Problem statement — Please quote the material exactly, every line of it.

Data segment —

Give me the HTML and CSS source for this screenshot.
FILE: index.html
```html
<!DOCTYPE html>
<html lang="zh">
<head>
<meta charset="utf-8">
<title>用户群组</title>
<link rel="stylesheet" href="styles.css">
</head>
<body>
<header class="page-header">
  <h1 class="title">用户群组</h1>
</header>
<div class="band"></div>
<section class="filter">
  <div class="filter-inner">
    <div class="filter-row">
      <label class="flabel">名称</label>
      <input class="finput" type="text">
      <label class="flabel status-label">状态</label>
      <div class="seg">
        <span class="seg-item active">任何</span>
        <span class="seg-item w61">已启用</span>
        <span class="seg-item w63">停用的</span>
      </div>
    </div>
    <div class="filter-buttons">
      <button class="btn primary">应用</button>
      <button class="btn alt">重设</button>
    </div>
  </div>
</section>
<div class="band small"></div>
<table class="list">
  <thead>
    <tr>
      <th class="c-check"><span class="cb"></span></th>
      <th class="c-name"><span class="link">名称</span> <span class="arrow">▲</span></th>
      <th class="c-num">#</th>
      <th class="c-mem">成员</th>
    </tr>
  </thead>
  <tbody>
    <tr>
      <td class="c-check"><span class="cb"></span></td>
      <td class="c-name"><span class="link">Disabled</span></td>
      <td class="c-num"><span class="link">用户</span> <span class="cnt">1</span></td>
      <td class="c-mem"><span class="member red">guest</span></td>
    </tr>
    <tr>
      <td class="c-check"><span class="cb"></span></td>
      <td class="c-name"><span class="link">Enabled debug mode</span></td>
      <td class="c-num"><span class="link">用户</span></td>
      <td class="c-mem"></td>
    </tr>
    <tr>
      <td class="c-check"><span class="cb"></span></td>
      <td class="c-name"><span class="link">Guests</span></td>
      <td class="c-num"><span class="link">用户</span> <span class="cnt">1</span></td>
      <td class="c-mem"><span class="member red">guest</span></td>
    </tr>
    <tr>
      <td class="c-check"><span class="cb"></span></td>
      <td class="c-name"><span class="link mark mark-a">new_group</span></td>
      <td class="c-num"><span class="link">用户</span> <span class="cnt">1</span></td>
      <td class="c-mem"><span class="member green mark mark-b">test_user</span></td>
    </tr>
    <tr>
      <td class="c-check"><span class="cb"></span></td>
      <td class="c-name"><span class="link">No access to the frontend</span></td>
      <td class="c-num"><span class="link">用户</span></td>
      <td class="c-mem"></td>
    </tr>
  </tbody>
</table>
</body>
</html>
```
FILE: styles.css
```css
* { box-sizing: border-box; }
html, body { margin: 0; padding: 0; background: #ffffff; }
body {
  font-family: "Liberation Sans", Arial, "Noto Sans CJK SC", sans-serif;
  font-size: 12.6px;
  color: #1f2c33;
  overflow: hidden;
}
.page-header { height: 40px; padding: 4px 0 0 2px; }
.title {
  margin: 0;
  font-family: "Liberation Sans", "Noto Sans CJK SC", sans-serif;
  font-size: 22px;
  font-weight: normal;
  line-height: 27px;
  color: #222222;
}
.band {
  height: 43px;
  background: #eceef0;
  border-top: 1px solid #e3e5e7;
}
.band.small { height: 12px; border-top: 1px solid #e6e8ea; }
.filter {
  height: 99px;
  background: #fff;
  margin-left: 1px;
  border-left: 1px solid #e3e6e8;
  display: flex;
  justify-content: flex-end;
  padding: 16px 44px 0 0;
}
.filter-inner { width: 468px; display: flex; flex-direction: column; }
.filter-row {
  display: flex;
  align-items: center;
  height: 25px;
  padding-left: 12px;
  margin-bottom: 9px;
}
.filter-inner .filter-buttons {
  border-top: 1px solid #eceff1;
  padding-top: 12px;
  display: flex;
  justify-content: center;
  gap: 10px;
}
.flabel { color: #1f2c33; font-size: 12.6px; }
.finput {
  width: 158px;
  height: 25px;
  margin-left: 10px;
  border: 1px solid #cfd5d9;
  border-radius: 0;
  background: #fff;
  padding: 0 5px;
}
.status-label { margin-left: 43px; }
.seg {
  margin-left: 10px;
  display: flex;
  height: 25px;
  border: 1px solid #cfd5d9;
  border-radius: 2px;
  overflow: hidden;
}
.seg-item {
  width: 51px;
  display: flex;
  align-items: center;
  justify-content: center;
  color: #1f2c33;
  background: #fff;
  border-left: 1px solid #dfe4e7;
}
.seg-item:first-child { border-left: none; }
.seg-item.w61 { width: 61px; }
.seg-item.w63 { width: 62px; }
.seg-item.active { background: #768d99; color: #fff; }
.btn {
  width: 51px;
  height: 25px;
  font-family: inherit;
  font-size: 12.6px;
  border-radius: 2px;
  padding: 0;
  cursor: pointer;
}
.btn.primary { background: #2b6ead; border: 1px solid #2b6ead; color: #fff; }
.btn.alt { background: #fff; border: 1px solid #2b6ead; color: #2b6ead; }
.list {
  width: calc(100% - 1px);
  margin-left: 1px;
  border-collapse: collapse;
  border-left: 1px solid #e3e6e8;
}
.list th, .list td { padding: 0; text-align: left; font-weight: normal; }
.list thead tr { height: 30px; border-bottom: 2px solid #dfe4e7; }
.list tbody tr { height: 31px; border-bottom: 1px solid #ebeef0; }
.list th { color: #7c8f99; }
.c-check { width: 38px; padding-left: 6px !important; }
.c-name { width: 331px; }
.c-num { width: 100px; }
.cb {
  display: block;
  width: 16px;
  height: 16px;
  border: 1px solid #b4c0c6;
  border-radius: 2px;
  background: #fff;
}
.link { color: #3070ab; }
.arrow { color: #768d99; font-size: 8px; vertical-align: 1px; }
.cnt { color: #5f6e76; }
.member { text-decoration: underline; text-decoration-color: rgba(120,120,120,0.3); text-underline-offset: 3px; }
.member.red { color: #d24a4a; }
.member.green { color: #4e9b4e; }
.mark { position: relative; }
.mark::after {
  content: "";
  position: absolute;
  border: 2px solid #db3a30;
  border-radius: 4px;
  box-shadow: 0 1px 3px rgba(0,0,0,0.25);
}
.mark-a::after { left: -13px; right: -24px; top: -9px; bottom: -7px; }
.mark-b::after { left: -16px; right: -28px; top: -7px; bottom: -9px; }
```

Task response —
Give me the HTML and CSS source for this screenshot.
FILE: index.html
```html
<!DOCTYPE html>
<html lang="zh">
<head>
<meta charset="utf-8">
<title>用户群组</title>
<link rel="stylesheet" href="styles.css">
</head>
<body>
<header class="page-header">
  <h1 class="title">用户群组</h1>
</header>
<div class="band"></div>
<section class="filter">
  <div class="filter-inner">
    <div class="filter-row">
      <label class="flabel">名称</label>
      <input class="finput" type="text">
      <label class="flabel status-label">状态</label>
      <div class="seg">
        <span class="seg-item active">任何</span>
        <span class="seg-item w61">已启用</span>
        <span class="seg-item w63">停用的</span>
      </div>
    </div>
    <div class="filter-buttons">
      <button class="btn primary">应用</button>
      <button class="btn alt">重设</button>
    </div>
  </div>
</section>
<div class="band small"></div>
<table class="list">
  <thead>
    <tr>
      <th class="c-check"><span class="cb"></span></th>
      <th class="c-name"><span class="link">名称</span> <span class="arrow">▲</span></th>
      <th class="c-num">#</th>
      <th class="c-mem">成员</th>
    </tr>
  </thead>
  <tbody>
    <tr>
      <td class="c-check"><span class="cb"></span></td>
      <td class="c-name"><span class="link">Disabled</span></td>
      <td class="c-num"><span class="link">用户</span> <span class="cnt">1</span></td>
      <td class="c-mem"><span class="member red">guest</span></td>
    </tr>
    <tr>
      <td class="c-check"><span class="cb"></span></td>
      <td class="c-name"><span class="link">Enabled debug mode</span></td>
      <td class="c-num"><span class="link">用户</span></td>
      <td class="c-mem"></td>
    </tr>
    <tr>
      <td class="c-check"><span class="cb"></span></td>
      <td class="c-name"><span class="link">Guests</span></td>
      <td class="c-num"><span class="link">用户</span> <span class="cnt">1</span></td>
      <td class="c-mem"><span class="member red">guest</span></td>
    </tr>
    <tr>
      <td class="c-check"><span class="cb"></span></td>
      <td class="c-name"><span class="link mark mark-a">new_group</span></td>
      <td class="c-num"><span class="link">用户</span> <span class="cnt">1</span></td>
      <td class="c-mem"><span class="member green mark mark-b">test_user</span></td>
    </tr>
    <tr>
      <td class="c-check"><span class="cb"></span></td>
      <td class="c-name"><span class="link">No access to the frontend</span></td>
      <td class="c-num"><span class="link">用户</span></td>
      <td class="c-mem"></td>
    </tr>
  </tbody>
</table>
</body>
</html>
```
FILE: styles.css
```css
* { box-sizing: border-box; }
html, body { margin: 0; padding: 0; background: #ffffff; }
body {
  font-family: "Liberation Sans", Arial, "Noto Sans CJK SC", sans-serif;
  font-size: 12.6px;
  color: #1f2c33;
  overflow: hidden;
}
.page-header { height: 40px; padding: 4px 0 0 2px; }
.title {
  margin: 0;
  font-family: "Liberation Sans", "Noto Sans CJK SC", sans-serif;
  font-size: 22px;
  font-weight: normal;
  line-height: 27px;
  color: #222222;
}
.band {
  height: 43px;
  background: #eceef0;
  border-top: 1px solid #e3e5e7;
}
.band.small { height: 12px; border-top: 1px solid #e6e8ea; }
.filter {
  height: 99px;
  background: #fff;
  margin-left: 1px;
  border-left: 1px solid #e3e6e8;
  display: flex;
  justify-content: flex-end;
  padding: 16px 44px 0 0;
}
.filter-inner { width: 468px; display: flex; flex-direction: column; }
.filter-row {
  display: flex;
  align-items: center;
  height: 25px;
  padding-left: 12px;
  margin-bottom: 9px;
}
.filter-inner .filter-buttons {
  border-top: 1px solid #eceff1;
  padding-top: 12px;
  display: flex;
  justify-content: center;
  gap: 10px;
}
.flabel { color: #1f2c33; font-size: 12.6px; }
.finput {
  width: 158px;
  height: 25px;
  margin-left: 10px;
  border: 1px solid #cfd5d9;
  border-radius: 0;
  background: #fff;
  padding: 0 5px;
}
.status-label { margin-left: 43px; }
.seg {
  margin-left: 10px;
  display: flex;
  height: 25px;
  border: 1px solid #cfd5d9;
  border-radius: 2px;
  overflow: hidden;
}
.seg-item {
  width: 51px;
  display: flex;
  align-items: center;
  justify-content: center;
  color: #1f2c33;
  background: #fff;
  border-left: 1px solid #dfe4e7;
}
.seg-item:first-child { border-left: none; }
.seg-item.w61 { width: 61px; }
.seg-item.w63 { width: 62px; }
.seg-item.active { background: #768d99; color: #fff; }
.btn {
  width: 51px;
  height: 25px;
  font-family: inherit;
  font-size: 12.6px;
  border-radius: 2px;
  padding: 0;
  cursor: pointer;
}
.btn.primary { background: #2b6ead; border: 1px solid #2b6ead; color: #fff; }
.btn.alt { background: #fff; border: 1px solid #2b6ead; color: #2b6ead; }
.list {
  width: calc(100% - 1px);
  margin-left: 1px;
  border-collapse: collapse;
  border-left: 1px solid #e3e6e8;
}
.list th, .list td { padding: 0; text-align: left; font-weight: normal; }
.list thead tr { height: 30px; border-bottom: 2px solid #dfe4e7; }
.list tbody tr { height: 31px; border-bottom: 1px solid #ebeef0; }
.list th { color: #7c8f99; }
.c-check { width: 38px; padding-left: 6px !important; }
.c-name { width: 331px; }
.c-num { width: 100px; }
.cb {
  display: block;
  width: 16px;
  height: 16px;
  border: 1px solid #b4c0c6;
  border-radius: 2px;
  background: #fff;
}
.link { color: #3070ab; }
.arrow { color: #768d99; font-size: 8px; vertical-align: 1px; }
.cnt { color: #5f6e76; }
.member { text-decoration: underline; text-decoration-color: rgba(120,120,120,0.3); text-underline-offset: 3px; }
.member.red { color: #d24a4a; }
.member.green { color: #4e9b4e; }
.mark { position: relative; }
.mark::after {
  content: "";
  position: absolute;
  border: 2px solid #db3a30;
  border-radius: 4px;
  box-shadow: 0 1px 3px rgba(0,0,0,0.25);
}
.mark-a::after { left: -13px; right: -24px; top: -9px; bottom: -7px; }
.mark-b::after { left: -16px; right: -28px; top: -7px; bottom: -9px; }
```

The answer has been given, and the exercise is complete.